Turning to another class among the land Articulata, we may briefly mention the phosphorescence of the centipede and that of the earthworm. Both phenomena may be seen in England, but are more common on the Continent. The centipede, which is tawny brown in color, and scarcely exceeds the tenth of an inch in diameter, is about an inch and a half in length. It frequents out-houses and arbors, where it may sometimes be found crawling along the ground, and searching for the insects on which it feeds. The phosphorescent property resides in a fluid which it secretes, and with which it can moisten the whole of its body. The light becomes more brilliant when the animal is irritated, and, if the fluid be received upon the hand, it will continue luminous for some seconds. M. Audouin, a French naturalist, residing near Paris, was witness of a remarkable appearance which was caused by luminous centipedes. He was informed that there were "earthworms" in a field near his house, glowing like red-hot coals. On going to the place to see, he found merely a few luminous streaks here and there upon the ground; but, when a spade was brought, and some of the earth thrown up, a beautiful spectacle presented itself. Great numbers of centipedes, which had collected together for some purpose, were unearthed, and the soil shone with the light which they emitted, the streaks remaining visible for many seconds, if the clods were crushed beneath the foot. Similarly, Prof. Moquin-Tandon has recorded a case of the phosphorescence of earth-worms, which lie noticed on a garden-walk at Toulouse. The worms were about an inch and a half in length, and looked like little rods of white-hot iron.
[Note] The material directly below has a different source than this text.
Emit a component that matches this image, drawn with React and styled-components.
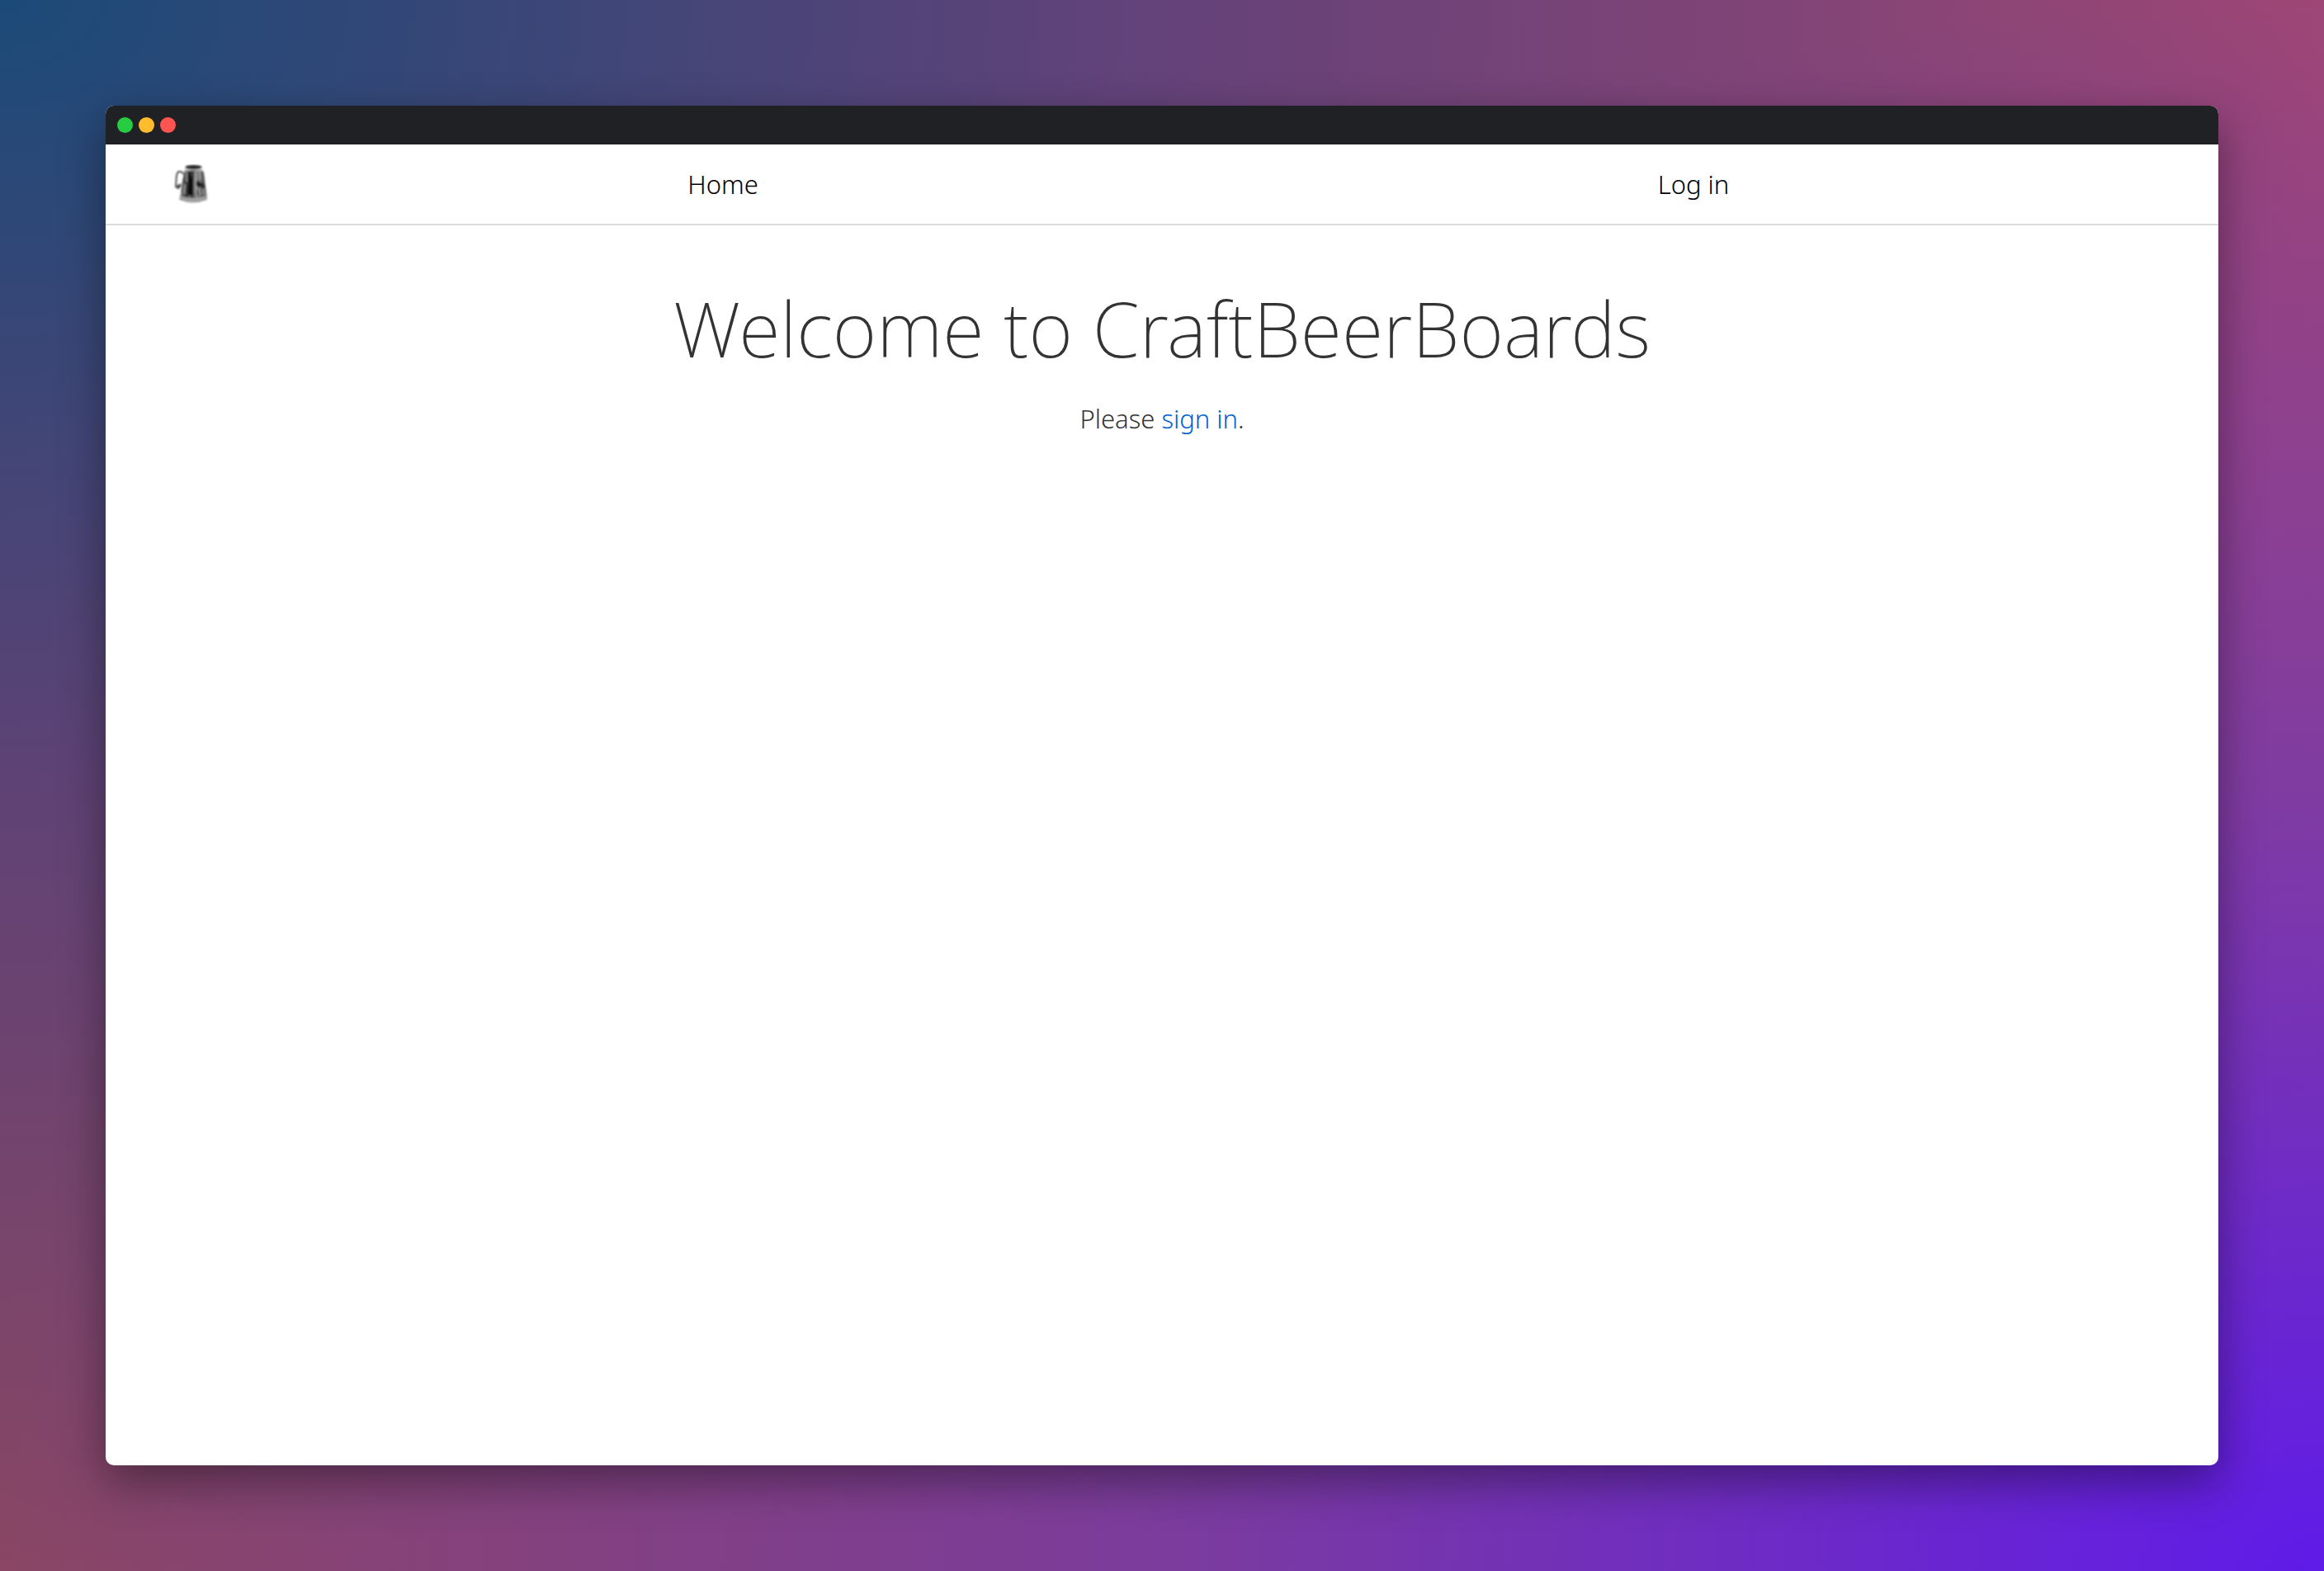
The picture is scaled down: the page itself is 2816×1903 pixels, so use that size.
import React from "react";
import styled, { createGlobalStyle } from "styled-components";

const GlobalStyle = createGlobalStyle`
  * { box-sizing: border-box; }
  body { margin: 0; font-family: "Noto Sans", sans-serif; }
`;

const Desktop = styled.div`
  min-height: 100vh;
  padding: 128px;
  display: flex;
  background:
    radial-gradient(ellipse farthest-side at 0 0, #1b4a78 0%, rgba(52, 62, 134, 0.5) 50%, rgba(70, 60, 140, 0) 100%),
    radial-gradient(ellipse farthest-side at 100% 100%, #5f1be8 0%, rgba(88, 46, 222, 0.42) 50%, rgba(95, 60, 200, 0) 100%),
    linear-gradient(90deg, #8a4664, #9e4676);
`;

const BrowserWindow = styled.div`
  flex: 1;
  display: flex;
  flex-direction: column;
  border-radius: 10px;
  overflow: hidden;
  background: #fff;
  box-shadow: 0 20px 54px rgba(0, 0, 0, 0.4);
`;

const TitleBar = styled.div`
  height: 47px;
  padding: 0 14px;
  display: flex;
  align-items: center;
  gap: 7px;
  background: #202124;
`;

const Dot = styled.span`
  width: 19px;
  height: 19px;
  border-radius: 50%;
  background: ${(p) => p.$color};
`;

const Header = styled.header`
  height: 98px;
  padding: 0 48px;
  display: flex;
  align-items: center;
  border-bottom: 2px solid #dcdcdc;
`;

const Brand = styled.a`
  display: flex;
  padding: 0 32px;
`;

const MugDrawing = styled.svg`
  width: 48px;
  height: 48px;
`;

const Nav = styled.nav`
  flex: 1;
  display: grid;
  grid-template-columns: 1fr 1fr;
  justify-items: center;
`;

const NavLink = styled.a`
  color: #000;
  font-size: 31px;
  font-weight: 300;
  line-height: 48px;
  text-decoration: none;
`;

const Main = styled.main`
  padding: 64px 32px;
  text-align: center;
  color: #333;
`;

const Title = styled.h1`
  margin: 0;
  font-size: 92px;
  font-weight: 200;
  line-height: 122px;
`;

const Prompt = styled.p`
  margin: 24px 0 0;
  font-size: 31px;
  font-weight: 300;
  line-height: 48px;
`;

const SignIn = styled.a`
  color: #0062d1;
  text-decoration: none;
`;

const Mug = () => (
  <MugDrawing viewBox="0 0 48 48" aria-hidden="true">
    <defs>
      <linearGradient id="mugSide" x1="0" x2="1" y1="0" y2="0">
        <stop offset="0" stopColor="#777" />
        <stop offset="0.15" stopColor="#4a4a4a" />
        <stop offset="0.4" stopColor="#2a2a2a" />
        <stop offset="0.6" stopColor="#8a8a8a" />
        <stop offset="0.85" stopColor="#555" />
        <stop offset="1" stopColor="#888" />
      </linearGradient>
      <filter id="mugSoft" x="-10%" y="-10%" width="120%" height="120%">
        <feGaussianBlur stdDeviation="0.9" />
      </filter>
    </defs>
    <g filter="url(#mugSoft)">
      <path d="M14 12 L12 9 L8 9 L6 13 L5 27 L8 29 L11 25" fill="none" stroke="#555" strokeWidth="2" />
      <path d="M6 26 L11 23 L11 27 L7 30Z" fill="#444" />
      <path d="M16 6 L37 6 L39 10 L43 40 Q27 47 10 41 L13 20Z" fill="url(#mugSide)" />
      <path d="M10 38 Q26 44 43 38 L43 43 Q26 50 9 43Z" fill="#a0a0a0" />
      <path d="M16 6 L37 6 L38 9 Q27 6 15 9Z" fill="#b5b5b5" />
      <ellipse cx="26.5" cy="3.5" rx="10" ry="2.5" fill="#161616" stroke="#777" strokeWidth="1" />
      <path d="M18 9 V21 M16 24 L15 36 M29 10 V34 M34 9 L35 19" stroke="#a8a8a8" strokeWidth="1.4" fill="none" />
      <path d="M21 8 L19 36 L26 38 L26 9 L24 18Z" fill="#0e0e0e" />
      <path d="M31 20 L36 24 L34 28 L30 25Z M37 22 L40 27 L37 29Z M31 31 L32 37" fill="#161616" stroke="#161616" />
      <path d="M33 29 L35 38 M38 30 L39 37 M12 34 L11 38 M22 38 V41" stroke="#a0a0a0" strokeWidth="1.2" />
    </g>
  </MugDrawing>
);

export default function App() {
  return (
    <>
      <GlobalStyle />
      <Desktop>
        <BrowserWindow>
          <TitleBar>
            <Dot $color="#27cd41" />
            <Dot $color="#ffbd2e" />
            <Dot $color="#ff544f" />
          </TitleBar>
          <Header>
            <Brand href="#" aria-label="CraftBeerBoards">
              <Mug />
            </Brand>
            <Nav>
              <NavLink href="#">Home</NavLink>
              <NavLink href="#login">Log in</NavLink>
            </Nav>
          </Header>
          <Main>
            <Title>Welcome to CraftBeerBoards</Title>
            <Prompt>
              Please <SignIn href="#login">sign in</SignIn>.
            </Prompt>
          </Main>
        </BrowserWindow>
      </Desktop>
    </>
  );
}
It would be out of place in the pages of this journal to discuss the merits of theories which have been advanced to account for animal phosphorescence. As we have already said, Science has not pronounced any final decision on the matter. Some philosophers look upon the light as the result of the slow combustion of some combination of phosphorus contained in the animal secretions; others believe it to be a direct manifestation of vital force, acting through special organs, much in the way that electricity is produced in the torpedo or gymnotus. No doubt the problem will ultimately be solved as we advance in the study of comparative anatomy, and, in the mean time, many experiments have been made, in the hope of assisting the solution. It has been found that the luminous matter will communicate its peculiar property to liquids or solids with which it may come in contact. The light is extinguished by a cold or boiling temperature, or by strong stimulants; it also disappears in vacuo but becomes visible again on the admission of the air; and it is increased by moderate heat, and by gentle stimulants. In respect to the glow-worm, the two smaller sacs of yellow matter which we described possess the curious property of shining uninterruptedly for several hours, after they have been removed from the living body, the light from other parts being extinguished immediately under similar circumstances. A simple galvanic current passed through water containing Noctilucæ produced no effect; but an electro-magnetic current, on the other hand, caused, after a short interval, a continuous and steady glow to issue from the water. The light disappeared at the end of a quarter of an hour, and could not be reproduced, the animalcules being evidently dead.—Chambers's Journal.